同コンソーシアムは、ブルーカーボンを推進するため、漁港を利活用して大量かつ安定的に海藻を育成し、海藻移植用カートリッジを用いて周辺海域へ効率的に移植することにより、広域な藻場の造成と回復を実現する海藻供給システム(海藻バンク)を構築することが目的であり、藻場を回復させるための技術開発に取り組んでいる。
実証実験を行う漁港は、農林水産省が策定した社会実装計画を基に各自治体で作成された藻場干潟ビジョン、地元関係者の事業への関心の高さなどを考慮した以下5漁港を選定している。
1)神恵内漁港(北海道神恵内村)、2)小波渡漁港(山形県鶴岡市)、3)只出漁港(岩手県陸前高田市)、4)保戸島漁港(大分県津久見市)、5)豊漁港(長崎県対馬市)

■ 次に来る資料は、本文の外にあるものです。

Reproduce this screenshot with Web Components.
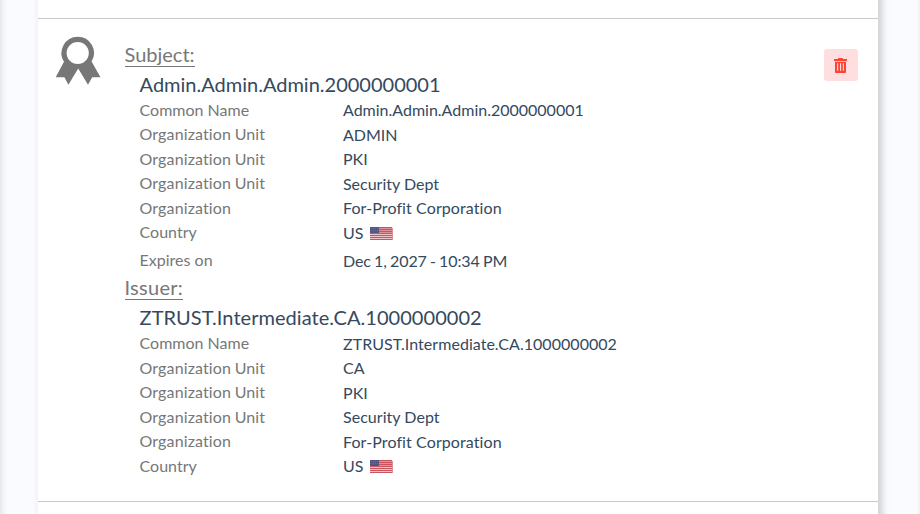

5漁港では地域資源をはじめとする強みを生かしながら、①軽量な海藻移植用カートリッジ、②海藻類の生育を促進する材料を混入した基盤ブロック、③フシスジモク、アカモク、アラメ、クロメ、南方系ホンダワラ類など多様な海藻種苗生産技術、④漁港内における中間育成技術の開発、⑤藻場造成適地選定技術、⑥ICT技術を活用した広域藻場モニタリング手法の開発を進めている。これらを組み合わせることで、藻場を効率的に回復・造成する海藻種苗供給システムの実現と社会実装を目指す。
開発したこれらの技術は、国や地方公共団体、洋上風力発電事業者等の民間企業、漁業関係者などに対して提案していきたい考えだ。また、ビジネス構造のイメージとして、主に現在の補助事業で実施されている藻場造成事業に対し、今後は民間資金を活用した藻場造成の取組みが増加していくものと見込んでいる。既に漁業関係者を中心に藻場保全に取り組んでいる地域や、ブルーカーボンクレジットの申請や検討を進めている地域もあることから、こうした地域をターゲットに事業化を検討する予定だ。
同コンソーシアム関係者によれば「現状は、概ね保全活動の推進が軸となっていますが、今後はビジネス投資の創出に向けて、次の展開に移行していくことが重要と考えております。水産資源の回復、CO2吸収によるブルーカーボンクレジットビジネス、業界の垣根を越えた製品開発などを推進する海藻種苗ビジネスの創出などが鍵を握ると考えております」と展望を語った。今後の展開に注目していきたい。